In terms of technical developments, there are two major differences: a fully digital multi-channel receiver that HENSOLDT has been working on for some time; and new transmit receive modules that offer a greater frequency range and that have a larger bandwidth. Both of the capabilities are needed for improved agility within the frequency band, as well as enabling the radar to have better recognition capabilities.
Both new radar configurations can be integrated into the same airframe type (from Tranche 2 onwards), so customers will be able to decide which radar to pick from. They can also decide to switch to a different configuration during upgrade cycles, and in the future, competition is expected for the radar during export campaigns.
Taking the lead
A major part of the design of the MK 1 will derive from HENSOLDT’s experience as Germany’s leading radar house, as well as its involvement in both the mechanically scanned CAPTOR-M radar and the AESA CAPTOR-E for the Typhoon. For the latter it already provides antenna, receiver, and processor components as well as other electronics.
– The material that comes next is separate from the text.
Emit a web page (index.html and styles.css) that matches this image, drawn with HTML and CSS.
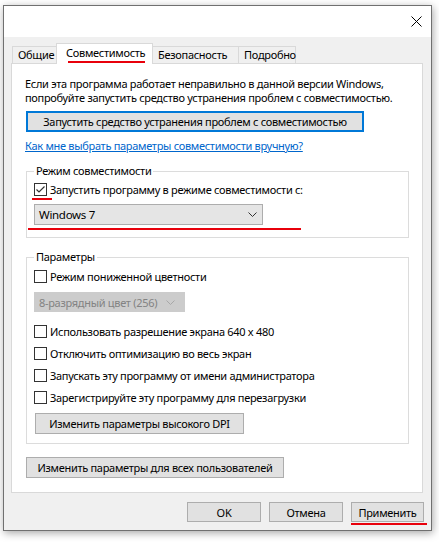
FILE: index.html
```html
<!DOCTYPE html>
<html lang="ru">
<head>
<meta charset="utf-8">
<link rel="stylesheet" href="styles.css">
</head>
<body>
<div class="window">
  <div class="titlebar">
    <svg class="close" width="11" height="11" viewBox="0 0 11 11"><path d="M0.5 0.5 L10.5 10.5 M10.5 0.5 L0.5 10.5" stroke="#000" stroke-width="1" fill="none"/></svg>
  </div>
  <div class="content">
    <div class="tabs">
      <div class="tab t1">Общие</div>
      <div class="tab active"><span class="mark">Совместимость</span></div>
      <div class="tab t3">Безопасность</div>
      <div class="tab t4">Подробно</div>
    </div>
    <div class="panel">
      <p class="intro">Если эта программа работает неправильно в данной версии Windows,<br>попробуйте запустить средство устранения проблем с совместимостью.</p>
      <div class="btn btn-default wide">Запустить средство устранения проблем с совместимостью</div>
      <a class="link">Как мне выбрать параметры совместимости вручную?</a>
      <fieldset class="group g1">
        <legend>Режим совместимости</legend>
        <label class="check"><span class="box checked mark-box"><svg width="11" height="11" viewBox="0 0 11 11"><path d="M1.5 5.5 L4 8 L9.5 2.5" stroke="#333" stroke-width="1.2" fill="none"/></svg></span>Запустить программу в режиме совместимости с:</label>
        <div class="combo mark-combo"><span>Windows 7</span><svg width="9" height="5" viewBox="0 0 9 5"><path d="M0.5 0.5 L4.5 4.5 L8.5 0.5" stroke="#333" stroke-width="1" fill="none"/></svg></div>
      </fieldset>
      <fieldset class="group g2">
        <legend>Параметры</legend>
        <label class="check"><span class="box"></span>Режим пониженной цветности</label>
        <div class="combo disabled"><span>8-разрядный цвет (256)</span><svg width="9" height="5" viewBox="0 0 9 5"><path d="M0.5 0.5 L4.5 4.5 L8.5 0.5" stroke="#a8a8a8" stroke-width="1" fill="none"/></svg></div>
        <div class="checks">
          <label class="check"><span class="box"></span>Использовать разрешение экрана 640 x 480</label>
          <label class="check"><span class="box"></span>Отключить оптимизацию во весь экран</label>
          <label class="check"><span class="box"></span>Запускать эту программу от имени администратора</label>
          <label class="check"><span class="box"></span>Зарегистрируйте эту программу для перезагрузки</label>
        </div>
        <div class="btn dpi">Изменить параметры высокого DPI</div>
      </fieldset>
      <div class="btn all">Изменить параметры для всех пользователей</div>
    </div>
    <div class="footer">
      <div class="btn foot">OK</div>
      <div class="btn foot">Отмена</div>
      <div class="btn foot mark-apply">Применить</div>
    </div>
  </div>
</div>
</body>
</html>
```

FILE: styles.css
```css
* { box-sizing: border-box; }
html, body { margin: 0; padding: 0; background: #fff; }
body {
  font-family: "Noto Sans", "Open Sans", sans-serif;
  font-size: 11px;
  letter-spacing: -0.3px;
  color: #000;
  width: 439px;
  height: 542px;
  overflow: hidden;
}
.window {
  margin: 5px 0 0 3px;
  width: 429px;
  height: 526px;
  border: 1px solid #707070;
  box-shadow: 1px 2px 8px rgba(0,0,0,0.35);
  display: flex;
  flex-direction: column;
}
.titlebar {
  height: 31px;
  background: #fff;
  display: flex;
  justify-content: flex-end;
  align-items: center;
  padding-right: 9px;
}
.close { display: block; }
.content {
  flex: 1;
  background: #f0f0f0;
  padding: 6px 8px 0 7px;
  display: flex;
  flex-direction: column;
}
.tabs {
  display: flex;
  align-items: flex-end;
  padding-left: 1px;
  height: 20px;
  position: relative;
  z-index: 2;
}
.tab {
  height: 17px;
  line-height: 16px;
  border: 1px solid #d9d9d9;
  border-bottom: none;
  background: #f0f0f0;
  padding: 0 5px;
  margin-right: -1px;
  white-space: nowrap;
}
.t1 { width: 46px; padding-left: 5px; }
.t3 { width: 88px; padding-left: 6px; }
.t4 { width: 58px; padding-left: 5px; }
.tab.active {
  width: 97px;
  height: 21px;
  margin: 0 -2px 0 -1px;
  background: #fff;
  padding: 1px 7px 0 9px;
  line-height: 16px;
  position: relative;
  z-index: 3;
  margin-bottom: -1px;
}
.mark { position: relative; }
.mark::after {
  content: "";
  position: absolute;
  left: 2px;
  right: 0;
  bottom: -3px;
  height: 2px;
  background: #e8000b;
}
.panel {
  background: #fff;
  border: 1px solid #d9d9d9;
  height: 430px;
  padding: 13px 13px 0 13px;
  display: flex;
  flex-direction: column;
  align-items: flex-start;
  position: relative;
  z-index: 1;
}
.intro {
  margin: 0;
  line-height: 14px;
  white-space: nowrap;
}
.btn {
  background: #e1e1e1;
  border: 1px solid #adadad;
  height: 21px;
  display: flex;
  align-items: center;
  justify-content: center;
  white-space: nowrap;
}
.btn-default { border: 2px solid #0078d7; }
.wide { margin-top: 6px; width: 338px; margin-left: 1px; }
.link {
  margin-top: 7px;
  color: #0066cc;
  text-decoration: underline;
  line-height: 13px;
  cursor: pointer;
}
.group {
  margin: 12px 0 0 1px;
  width: 383px;
  border: 1px solid #dcdcdc;
  padding: 0 7px;
  min-width: 0;
}
.group legend {
  padding: 0 2px;
  margin-left: 0;
  line-height: 14px;
}
.g1 { padding-bottom: 12px; }
.g2 { margin-top: 12px; padding-bottom: 9px; }
.check {
  display: flex;
  align-items: center;
  height: 14px;
  white-space: nowrap;
}
.box {
  width: 13px;
  height: 13px;
  border: 1px solid #333;
  background: #fff;
  margin-right: 3px;
  flex: none;
  display: flex;
  align-items: center;
  justify-content: center;
  position: relative;
}
.box svg { display: block; }
.g1 .check { margin-top: 4px; }
.g2 > .check { margin-top: 5px; }
.mark-box::after {
  content: "";
  position: absolute;
  left: -3px;
  width: 20px;
  bottom: -5px;
  height: 2px;
  background: #e8000b;
}
.combo {
  margin-top: 8px;
  width: 229px;
  height: 21px;
  background: #e5e5e5;
  border: 1px solid #adadad;
  display: flex;
  align-items: center;
  justify-content: space-between;
  padding: 0 5px 0 4px;
  position: relative;
}
.combo span { font-size: 11.5px; }
.combo svg { display: block; }
.mark-combo::after {
  content: "";
  position: absolute;
  left: -7px;
  width: 273px;
  bottom: -6px;
  height: 2px;
  background: #e8000b;
}
.combo.disabled {
  margin-top: 9px;
  width: 151px;
  height: 20px;
  background: #cccccc;
  border-color: #cccccc;
  color: #838383;
  padding-right: 9px;
}
.combo.disabled span { font-size: 11px; }
.checks {
  display: flex;
  flex-direction: column;
  gap: 8px;
  margin-top: 12px;
}
.dpi {
  margin-top: 9px;
  width: 209px;
  margin-left: 1px;
}
.all {
  margin-top: 13px;
  width: 258px;
  margin-left: 1px;
}
.footer {
  display: flex;
  justify-content: flex-end;
  gap: 8px;
  margin-top: 9px;
  margin-right: -1px;
}
.foot {
  width: 74px;
  height: 20px;
  position: relative;
}
.foot:last-child { width: 73px; }
.mark-apply::after {
  content: "";
  position: absolute;
  left: -1px;
  right: -4px;
  bottom: -4px;
  height: 2px;
  background: #e8000b;
}
```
While the company has a wealth of experience in radar and more specifically the CAPTOR programme’s development, this will be the first time that HENSOLDT will take the lead on a fire control radar. This is an exciting transition that HENSOLDT is keen to embark on.
Eurofighter will receive a highly sophisticated sensor system. Thereby, German key technology makes German Luftwaffe Eurofighters ready for take-off against future challenges.
Dr. Torben Brack
Head of Airborne Radar Business Development at HENSOLDT
Work between HENSOLDT and Indra has already begun under an initiation phase which started beginning of 2020. German parliament approval granted in June 2020 has kick-started the programme.
HENSOLDT is ambitious in its approach to the Mk1 development and is striving to deliver the first MK 1 radar in the middle of the decade. There will be many targets and milestones in between, but this is expected to be the end of development and start of series delivery for the MK 1 radars.
Serial production will be split between Germany and Spain, one of which will take the lead on the development of the Mk 1 radars depending on the numbers being ordered by each country. HENSOLDT will continue to support both the mechanically scanned CAPTOR-M radar for Typhoon as well as the CAPTOR-E while in parallel taking the lead on the ECRS Mk 1 programme. This will ensure that all Typhoon operators have an up-to-date capability for their fleet.
Technical upgrades like the development of a new radar system are being carried out in order to keep the Typhoon relevant for future challenges, helping it continue to remain a leading European fighter in its class nearly three decades after its maiden flight.